FOR IMMEDIATE RELEASE
August 4, 2008
CONTACT: Molly Dannenmaier
Director of Marketing and Public Relations,
409-765-7834

1877 Tall Ship ELISSA Still Taking New Recruits for Seamanship Training this Saturday

Last month, the Texas Seaport Museum held an orientation meeting for seamanship training on ELISSA, Galveston’s famous historic tall ship. This Saturday, August 9, at 9 a.m., the door is still open for new recruits, as the volunteer seamanship program holds its second full day of training for the season.

Houston-Galveston-area residents have the rare opportunity to learn to sail and maintain a square-rigged sailing ship by participating in the seamanship training program this summer and fall, and to take the ship into the Gulf of Mexico next spring. They will learn skills and even a vocabulary passed down from the days when sailing ships filled the seas.

Anybody 16 or older (there is no upper age limit) is welcome to join the program. There is no charge for participation. The class lasts from 9 a.m. to 5 p.m.

No experience is necessary, just an interest in learning the skills to sail and maintain a 19th-century square-rigged sailing ship. The Texas Seaport Museum is located on Harborside Drive between 21st and 22nd streets on Galveston Island.

John Schaumburg, waterfront manager for the Texas Seaport Museum (TSM), said that attending the class does not obligate a person to join the program, which is free of charge, and stresses that ELISSA and TSM offer a variety of volunteer opportunities for those whose schedules do not permit them to complete the full seamanship training program.

ELISSA was never a pirate ship, but as a British cargo ship of the 19th century, she specialized in calling at smaller ports of the Caribbean and the Gulf of Mexico. She twice loaded cotton at Galveston. It was this local connection, and the authenticity of her iron hull, that led Galveston Historical Foundation to purchase the vessel, then a cut-down motorship, and undertake her restoration. Today, ELISSA is one of only three pre-20th century sailing vessels in the United States that have been restored to full sailing capacity.

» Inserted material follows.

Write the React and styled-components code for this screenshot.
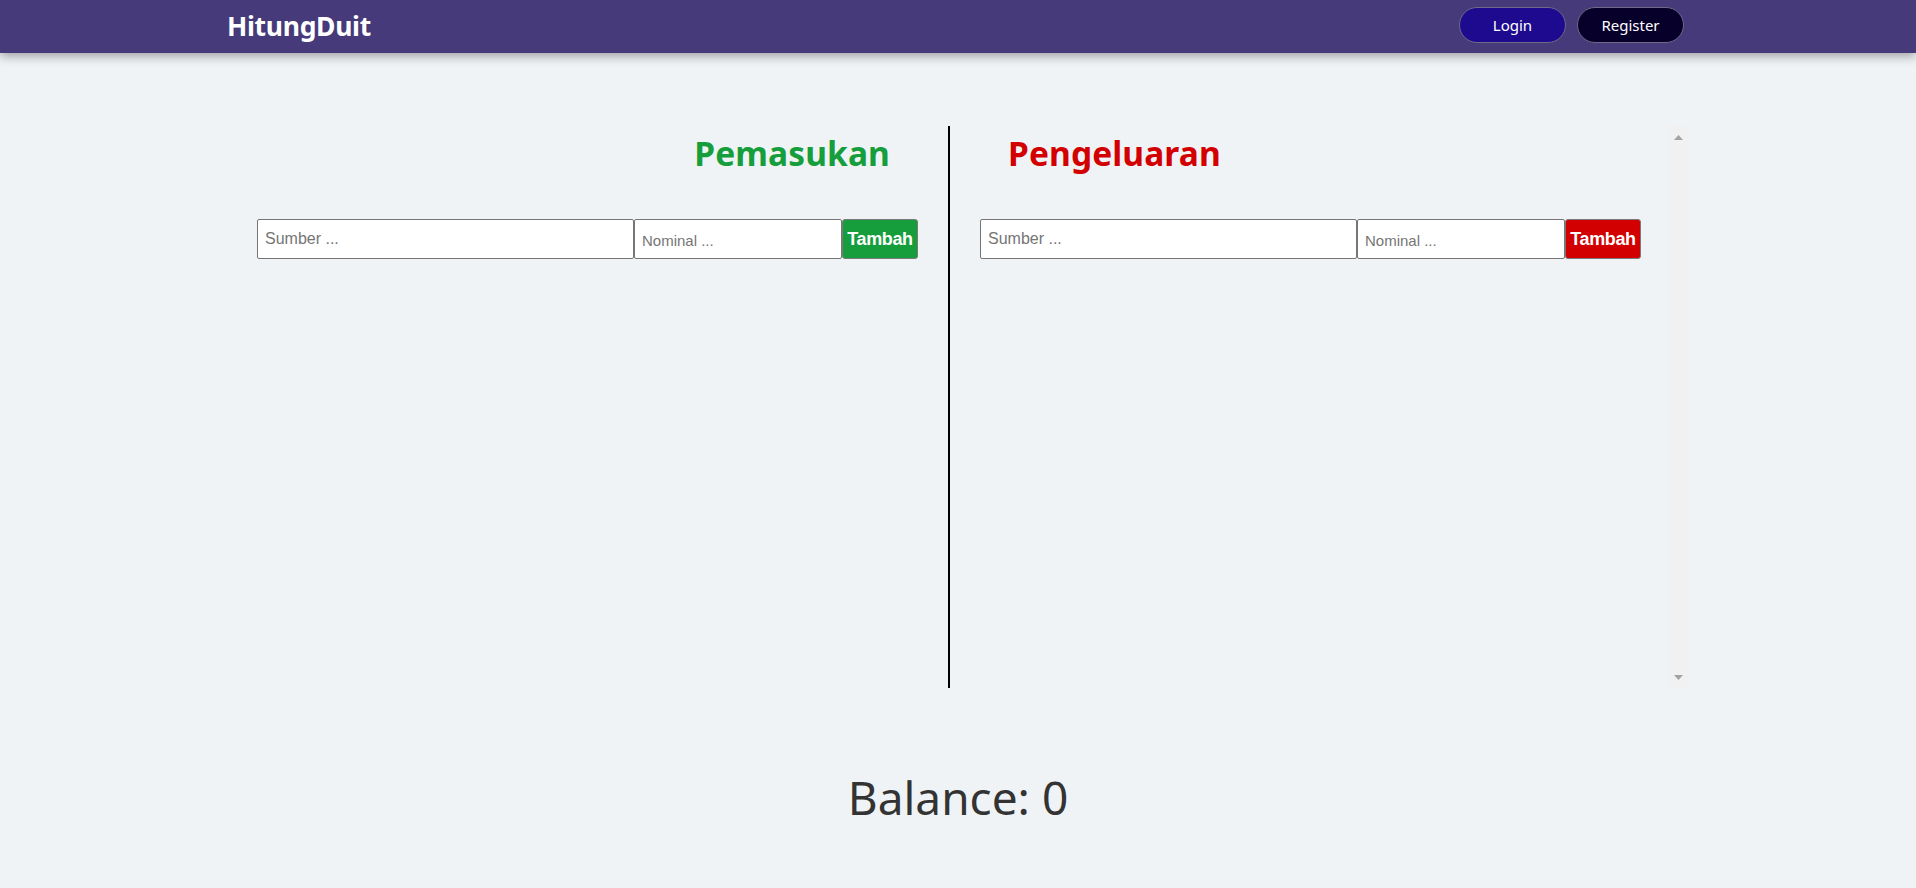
import React from "react";
import styled, { createGlobalStyle } from "styled-components";

const GlobalStyle = createGlobalStyle`
  * {
    box-sizing: border-box;
  }
  body {
    margin: 0;
    background-color: #eff3f6;
    font-family: "Noto Sans", "Open Sans", sans-serif;
  }
`;

const Arrow = ({ down }) => (
  <svg width="9" height="5" viewBox="0 0 9 5">
    <polygon points={down ? "0,0 9,0 4.5,5" : "4.5,0 9,5 0,5"} fill="#a3a3a3" />
  </svg>
);

const App = () => {
  return (
    <>
      <GlobalStyle />
      <Navbar>
        <NavInner>
          <Logo>HitungDuit</Logo>
          <NavButtons>
            <NavButton $bg="#1e0a8e">Login</NavButton>
            <NavButton $bg="#07002b">Register</NavButton>
          </NavButtons>
        </NavInner>
      </Navbar>
      <Main>
        <Board>
          <Columns>
            <Column $side="left">
              <Heading $color="#159e3b" $align="right">
                Pemasukan
              </Heading>
              <InputRow>
                <SourceInput placeholder="Sumber ..." />
                <AmountInput placeholder="Nominal ..." />
                <AddButton $bg="#159e3b">Tambah</AddButton>
              </InputRow>
            </Column>
            <Column $side="right">
              <Heading $color="#d20000" $align="left">
                Pengeluaran
              </Heading>
              <InputRow>
                <SourceInput placeholder="Sumber ..." />
                <AmountInput placeholder="Nominal ..." />
                <AddButton $bg="#d20000">Tambah</AddButton>
              </InputRow>
            </Column>
          </Columns>
          <ScrollTrack>
            <Arrow />
            <Arrow down />
          </ScrollTrack>
        </Board>
        <Balance>Balance: 0</Balance>
      </Main>
    </>
  );
};

export default App;

const Navbar = styled.nav`
  height: 53px;
  background-color: #463a7a;
  box-shadow: 0 3px 10px rgba(0, 0, 0, 0.35);
  position: relative;
  z-index: 1;
`;

const NavInner = styled.div`
  width: 1462px;
  height: 100%;
  margin: 0 auto;
  display: flex;
  align-items: center;
  justify-content: space-between;
  padding-right: 5px;
`;

const Logo = styled.div`
  color: #fff;
  font-size: 26.5px;
  font-weight: 700;
  letter-spacing: -0.3px;
  margin-top: -2px;
`;

const NavButtons = styled.div`
  display: flex;
  gap: 11px;
  margin-top: -3px;
`;

const NavButton = styled.button`
  width: 107px;
  height: 36px;
  border-radius: 18px;
  border: 1px solid #6f6a86;
  background-color: ${(p) => p.$bg};
  color: #fff;
  font-family: "Noto Sans", sans-serif;
  font-size: 15px;
  cursor: pointer;
`;

const Main = styled.main`
  padding-top: 73px;
`;

const Board = styled.div`
  width: 1462px;
  height: 562px;
  margin: 0 auto;
  display: flex;
`;

const Columns = styled.div`
  flex: 1;
  overflow-y: auto;
  display: grid;
  grid-template-columns: 1fr 1fr;
`;

const ScrollTrack = styled.div`
  width: 21px;
  background-color: #f1f1f1;
  display: flex;
  flex-direction: column;
  align-items: center;
  justify-content: space-between;
  padding: 9px 0 8px;

  svg {
    display: block;
  }
`;

const Column = styled.section`
  padding: 0 30px;
  border-right: ${(p) => (p.$side === "left" ? "2px solid #000" : "none")};
  height: 562px;
`;

const Heading = styled.h2`
  margin: 6px 0 0;
  line-height: 43px;
  font-size: 33.5px;
  font-weight: 700;
  color: ${(p) => p.$color};
  text-align: ${(p) => p.$align};
  padding: 0 28px;
  letter-spacing: 0.1px;
`;

const InputRow = styled.div`
  display: flex;
  margin-top: 44px;
  height: 40px;
`;

const BaseInput = styled.input`
  height: 40px;
  border: 1px solid #767676;
  border-radius: 2px;
  background: #fff;
  font-family: "Liberation Sans", Arial, sans-serif;
  padding: 0 7px;
  outline: none;
  &::placeholder {
    color: #757575;
  }
`;

const SourceInput = styled(BaseInput)`
  width: 377px;
  font-size: 16px;
`;

const AmountInput = styled(BaseInput)`
  width: 208px;
  font-size: 15px;
  padding-top: 2px;
`;

const AddButton = styled.button`
  width: 76px;
  height: 40px;
  border: 1px solid #7a7a7a;
  border-radius: 3px;
  background-color: ${(p) => p.$bg};
  color: #fff;
  font-family: "Liberation Sans", Arial, sans-serif;
  font-size: 18px;
  font-weight: 700;
  padding: 0;
  letter-spacing: -0.4px;
`;

const Balance = styled.h1`
  margin: 78px 0 0;
  text-align: center;
  font-size: 46px;
  font-weight: 400;
  color: #333;
`;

“Volunteers were essential to the initial restoration,” said Schaumburg, “and they have remained essential to her continuing life over the last 25 years.”

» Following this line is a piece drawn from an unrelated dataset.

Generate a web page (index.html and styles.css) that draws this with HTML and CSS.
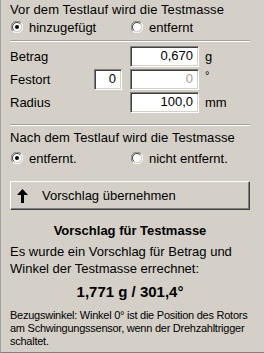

ELISSA has been designated by the National Park Service as a National Historic Landmark. She was named the “Official Tall Ship of Texas” in a resolution signed by Governor Rick Perry in June, 2005.

ELISSA sails several times every year. Every spring, she goes out for a series of day sails over the course of a two-week period. Those who participate in the seamanship training program, which includes maintenance tasks such as chipping rust, painting and tarring the rig, have the opportunity to learn ancient skills and techniques. After completing the classes, which take place on twenty designated Saturdays, and contributing the required hours of work on the ship’s upkeep, participants are eligible to take ELISSA to sea.

Volunteers who are able may learn to climb ELISSA’s rigging to set and furl sails and maintain the intricate machinery of wood, wire and rope. These tasks require skill and bravery, as the ship’s main mast towers 99 feet above deck.

“Our seamanship program is the only one of its kind in the United States,” says Schaumburg. “It is the only program in which an all-volunteer crew is fully prepared and given the opportunity to operate the ship.”